Pinault has a confident and contented air, having just warmed down from a satisfying home win against Northampton in which he was named as man of the match. While appreciating such recognition, he is quick to admit that living and working in England has not always been a piece of pâtisserie. “Actually, last year I was thinking about going back to France because it didn’t seem like I was going to get the chance to play much here. Things were difficult.”

But all of a sudden staying at Colchester has become an attractive proposition, largely due to United man­ager Steve Whitton’s brave but inspired decision to leave the control of the centre of midfield to two youngsters, Pinault and Kemal Izzet. It’s a decision which finally seems to have vindicated Pinault’s move from Cannes in 1999. At the time it seemed like a good career opportunity and he became one of a number of young, unknown players shipped in by then-manager Mick Wadsworth, who was instrumental in giving Col­chester the reputation of a club where young talent is noticed. As Bobby Robson’s assistant at St James’ Park, he pointed his boss in the direction of Lomana Trésor Lua-Lua, for whom Newcastle paid £2.25 mil­lion. It is this kind of deal which will keep United afloat and which could, of course, also launch Pinault into a higher division.

Despite the obvious attractions of the bright lights, however, Pinault seems to have a very level-headed attitude towards his professional future. Asked to com-pare Colchester to Grasse, his home town, he says they are similar in size, but that nearby Cannes offered him a far livelier night-life. This is, he acknowledges, a good reason to stay in Colchester for now: “It’s nice, ideal even, for football because there aren’t too many dis­tractions, too many clubs. It’s good for the mindset of a footballer.” He would like to play for a big club in London one day, but “when I am a bit older, a bit more mature.
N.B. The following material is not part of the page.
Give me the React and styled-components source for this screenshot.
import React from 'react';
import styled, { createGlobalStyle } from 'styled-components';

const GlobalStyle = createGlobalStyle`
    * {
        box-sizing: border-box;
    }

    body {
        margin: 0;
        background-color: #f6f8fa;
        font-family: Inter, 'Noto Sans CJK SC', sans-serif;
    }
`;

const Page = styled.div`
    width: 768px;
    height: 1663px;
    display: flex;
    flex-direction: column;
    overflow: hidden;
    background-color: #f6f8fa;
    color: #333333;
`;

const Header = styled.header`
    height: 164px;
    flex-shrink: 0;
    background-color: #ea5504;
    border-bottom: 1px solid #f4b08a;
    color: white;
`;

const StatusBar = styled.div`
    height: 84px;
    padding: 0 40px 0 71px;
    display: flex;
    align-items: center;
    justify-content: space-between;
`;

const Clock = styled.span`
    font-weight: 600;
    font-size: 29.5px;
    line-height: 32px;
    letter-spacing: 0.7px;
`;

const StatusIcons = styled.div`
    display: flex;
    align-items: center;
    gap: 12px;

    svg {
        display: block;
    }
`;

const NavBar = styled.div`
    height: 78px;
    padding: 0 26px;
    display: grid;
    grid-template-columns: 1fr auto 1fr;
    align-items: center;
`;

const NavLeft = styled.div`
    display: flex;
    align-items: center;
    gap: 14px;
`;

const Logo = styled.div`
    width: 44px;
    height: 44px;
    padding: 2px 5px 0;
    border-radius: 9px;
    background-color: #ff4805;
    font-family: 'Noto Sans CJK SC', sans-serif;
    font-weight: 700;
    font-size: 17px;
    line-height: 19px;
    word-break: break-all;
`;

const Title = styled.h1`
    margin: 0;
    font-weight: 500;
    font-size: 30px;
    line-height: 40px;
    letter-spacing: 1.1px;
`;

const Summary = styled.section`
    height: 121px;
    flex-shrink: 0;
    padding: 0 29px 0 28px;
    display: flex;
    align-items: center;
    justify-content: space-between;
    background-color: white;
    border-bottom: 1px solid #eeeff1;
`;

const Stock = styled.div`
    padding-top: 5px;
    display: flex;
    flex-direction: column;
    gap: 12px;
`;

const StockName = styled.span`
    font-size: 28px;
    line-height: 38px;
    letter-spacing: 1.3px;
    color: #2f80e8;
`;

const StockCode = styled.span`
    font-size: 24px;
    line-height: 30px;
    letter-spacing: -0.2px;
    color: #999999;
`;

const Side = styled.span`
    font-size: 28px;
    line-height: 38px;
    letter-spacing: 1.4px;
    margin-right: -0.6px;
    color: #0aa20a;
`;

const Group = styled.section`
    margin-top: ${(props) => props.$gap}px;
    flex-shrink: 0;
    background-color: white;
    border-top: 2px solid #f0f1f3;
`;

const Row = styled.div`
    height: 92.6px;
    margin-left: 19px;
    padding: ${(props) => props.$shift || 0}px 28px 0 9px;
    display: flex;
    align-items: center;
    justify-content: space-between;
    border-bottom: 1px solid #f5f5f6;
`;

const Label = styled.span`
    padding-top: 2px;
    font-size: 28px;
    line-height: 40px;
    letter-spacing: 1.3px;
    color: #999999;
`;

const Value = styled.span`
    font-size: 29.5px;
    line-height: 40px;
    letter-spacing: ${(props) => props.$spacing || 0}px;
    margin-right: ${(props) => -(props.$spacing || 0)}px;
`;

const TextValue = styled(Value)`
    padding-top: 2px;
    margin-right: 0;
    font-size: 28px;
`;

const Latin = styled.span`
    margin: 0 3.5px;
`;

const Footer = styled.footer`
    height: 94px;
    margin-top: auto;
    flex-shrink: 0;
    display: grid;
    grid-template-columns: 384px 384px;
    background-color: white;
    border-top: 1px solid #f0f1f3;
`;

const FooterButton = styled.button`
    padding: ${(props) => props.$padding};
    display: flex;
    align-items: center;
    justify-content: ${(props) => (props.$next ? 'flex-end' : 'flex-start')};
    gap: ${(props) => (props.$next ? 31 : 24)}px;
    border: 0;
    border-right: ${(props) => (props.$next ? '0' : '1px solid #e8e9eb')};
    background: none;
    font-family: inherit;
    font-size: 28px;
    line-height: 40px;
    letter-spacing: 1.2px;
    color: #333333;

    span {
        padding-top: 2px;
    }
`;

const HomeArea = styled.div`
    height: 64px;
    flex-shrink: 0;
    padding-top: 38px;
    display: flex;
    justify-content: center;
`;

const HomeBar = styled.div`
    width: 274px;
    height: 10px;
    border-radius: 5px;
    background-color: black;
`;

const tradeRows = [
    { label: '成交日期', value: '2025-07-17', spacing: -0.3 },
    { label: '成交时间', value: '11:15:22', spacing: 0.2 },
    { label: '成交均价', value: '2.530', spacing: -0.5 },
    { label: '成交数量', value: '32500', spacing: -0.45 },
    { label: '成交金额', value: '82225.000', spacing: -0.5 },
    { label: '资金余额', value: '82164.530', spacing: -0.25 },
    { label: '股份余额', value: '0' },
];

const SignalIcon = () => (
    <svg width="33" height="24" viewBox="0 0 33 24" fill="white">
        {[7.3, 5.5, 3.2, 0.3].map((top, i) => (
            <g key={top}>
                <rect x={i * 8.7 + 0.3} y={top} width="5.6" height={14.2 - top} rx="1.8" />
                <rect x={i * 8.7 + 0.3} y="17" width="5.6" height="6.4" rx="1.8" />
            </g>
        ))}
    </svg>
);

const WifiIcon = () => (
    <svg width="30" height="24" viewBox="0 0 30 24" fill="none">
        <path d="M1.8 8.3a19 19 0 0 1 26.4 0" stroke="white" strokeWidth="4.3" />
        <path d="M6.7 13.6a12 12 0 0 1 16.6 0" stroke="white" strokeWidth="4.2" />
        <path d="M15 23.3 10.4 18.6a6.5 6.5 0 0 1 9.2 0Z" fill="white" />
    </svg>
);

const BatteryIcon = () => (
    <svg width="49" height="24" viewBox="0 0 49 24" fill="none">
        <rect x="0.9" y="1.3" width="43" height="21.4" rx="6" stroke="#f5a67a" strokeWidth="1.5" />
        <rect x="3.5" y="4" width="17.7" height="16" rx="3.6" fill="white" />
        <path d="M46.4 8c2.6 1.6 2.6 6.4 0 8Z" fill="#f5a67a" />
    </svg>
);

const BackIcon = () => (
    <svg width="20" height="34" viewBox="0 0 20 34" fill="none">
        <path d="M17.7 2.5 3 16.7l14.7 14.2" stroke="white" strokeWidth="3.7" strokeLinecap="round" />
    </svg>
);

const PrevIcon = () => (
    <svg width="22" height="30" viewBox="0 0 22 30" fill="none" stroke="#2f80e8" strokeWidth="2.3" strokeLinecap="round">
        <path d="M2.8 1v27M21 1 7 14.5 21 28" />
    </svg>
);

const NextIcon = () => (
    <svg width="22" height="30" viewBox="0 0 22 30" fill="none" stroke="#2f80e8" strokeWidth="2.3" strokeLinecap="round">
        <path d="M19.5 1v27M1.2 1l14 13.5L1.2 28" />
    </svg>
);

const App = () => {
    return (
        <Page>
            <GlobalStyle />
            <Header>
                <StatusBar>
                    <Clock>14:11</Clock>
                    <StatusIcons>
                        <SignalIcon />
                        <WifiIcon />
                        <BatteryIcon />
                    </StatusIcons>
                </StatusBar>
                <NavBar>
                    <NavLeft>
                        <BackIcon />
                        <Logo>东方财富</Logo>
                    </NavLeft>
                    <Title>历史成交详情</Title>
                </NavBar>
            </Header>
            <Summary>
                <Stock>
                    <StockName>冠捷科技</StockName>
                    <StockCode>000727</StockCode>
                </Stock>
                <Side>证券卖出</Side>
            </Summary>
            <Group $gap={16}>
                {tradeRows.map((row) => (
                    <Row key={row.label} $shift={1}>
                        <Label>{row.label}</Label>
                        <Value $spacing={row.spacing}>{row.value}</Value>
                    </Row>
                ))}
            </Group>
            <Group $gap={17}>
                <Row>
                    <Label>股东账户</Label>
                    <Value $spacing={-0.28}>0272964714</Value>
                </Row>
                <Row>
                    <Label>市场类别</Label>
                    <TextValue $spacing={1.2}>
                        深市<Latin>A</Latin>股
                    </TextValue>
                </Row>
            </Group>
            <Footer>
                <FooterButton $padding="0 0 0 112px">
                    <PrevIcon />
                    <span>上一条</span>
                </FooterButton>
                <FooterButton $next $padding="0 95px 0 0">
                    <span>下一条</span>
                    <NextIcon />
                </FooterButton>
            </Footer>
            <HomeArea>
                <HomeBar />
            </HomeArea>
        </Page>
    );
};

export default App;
If I went to London now I’d go out all the time, but I’d like to play there later.”

Pinault is also very aware of his weaknesses and the ways in which he has had to adapt to English football. Fans who saw him given the odd ten-minute sortie from the bench a couple of years ago will remember him as hard-working but, well, a little lightweight. He admits finding it difficult at the beginning, speaking not only of hard tackling but also “physical intimidation” compared to the largely verbal variety prevalent in the south of France.
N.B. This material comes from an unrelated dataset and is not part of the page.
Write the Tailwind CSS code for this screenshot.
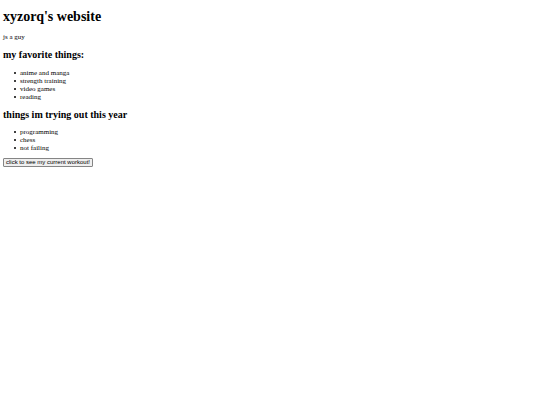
<!DOCTYPE html>
<html lang="en">
<head>
<meta charset="utf-8">
<meta name="viewport" content="width=device-width, initial-scale=1">
<title>xyzorq's website</title>
<script src="https://cdn.jsdelivr.net/npm/@tailwindcss/browser@4"></script>
</head>
<body class="bg-white px-[3px] py-2 font-['Liberation_Serif',serif] text-[7px] leading-[8px] text-black">
<main class="flex flex-col items-start">
<h1 class="text-[14px] leading-[17px] font-bold">xyzorq's website</h1>
<p class="mt-2">js a guy</p>
<h2 class="mt-2 text-[10px] leading-[12px] font-bold">my favorite things:</h2>
<ul class="mt-2 pl-[11px] *:flex *:items-center *:gap-1 *:before:size-[2px] *:before:rounded-full *:before:bg-black *:before:content-['']">
<li>anime and manga</li>
<li>strength training</li>
<li>video games</li>
<li>reading</li>
</ul>
<h2 class="mt-2 text-[10px] leading-[12px] font-bold">things im trying out this year</h2>
<ul class="mt-[7px] pl-[11px] *:flex *:items-center *:gap-1 *:before:size-[2px] *:before:rounded-full *:before:bg-black *:before:content-['']">
<li>programming</li>
<li>chess</li>
<li>not failing</li>
</ul>
<button type="button" class="mt-[6px] rounded-[1px] border border-[#858585] bg-[#efefef] px-[2px] font-['Liberation_Sans',sans-serif] text-[6px] leading-[7px]">click to see my current workout!</button>
</main>
</body>
</html>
This physical aspect is the most noticeable change watching Pinault two years on. He still looks very French in his style, sitting deep in midfield and look­ing to collect the ball and switch the play with a precision pass. But he will now fight when someone tries to muscle him off the ball and push himself to tackle back when it has been lost. “Winning the mid­field battles was missing from my game, but now I’ve be­gun to acquire those skills, things are going better.”

So well, in fact, that perhaps Pinault envisages a future in English football? Understandably, he is not so sure about the long term, but for now he is content in a country where interest outside the top division is un­usually great. “In France it’s only really the first div­ision which is given any great importance, whereas here the interest stretches to the Fourth Division. The newspapers write about it, people come to watch it, so I’m enjoying it here and I want to stay.” Since Wads­worth’s other French imports left, he has had no  choice but to improve his English, thus integrating himself more with his colleagues. This is another factor in his contentedness but, even now he feels settled, there are still obvious downsides to living here.

Pinault is no different to most young people work­ing in a foreign country, listing the absence of family and friends as a negative factor in his life. Inevitably the weather is mentioned, too, but it is the third and final disadvantage of life in England which is most disturbing. “I find that there are often people who make references – I wouldn’t perhaps say racist exactly – and that’s what pisses me off. Once when I had some friends over we were in a bar talking and you could hear people saying ‘French cunts, French pricks’. Even if it’s not really malicious, it’s annoying.” Shamefully, this is a part of life for a young player working hard to establish a career for himself in England.

There is no doubt that Pinault has talent. Since it has taken him two years of hard work a long way from home to become a first-team regular at a Second Div­ision club, there can be no doubting his determination either. He has also shown both the ability to adapt to a different style of football and also the level-head­edness to accept that progress to a higher level of football will only materialise with patience and hard work. Fortunately, he also has the strength of character to persevere in a society where he is asked to endure abuse simply for not being English.

The irony is that the the attitudes of English people, while providing a good reason to want to leave, also offer a major attraction to young footballers from the Continent. They support their local lower division team in their thousands. This popularity is a phenomenon which helps us to attract foreign talent which, in turn, pro­vides lower division clubs with the chance to remain solvent. It also gives players like Thomas Pin­ault the chance to please the crowd, make a name for himself and move on to that bigger team in London or else­where. Let’s hope, for our sakes, that he is allowed to enjoy his stay.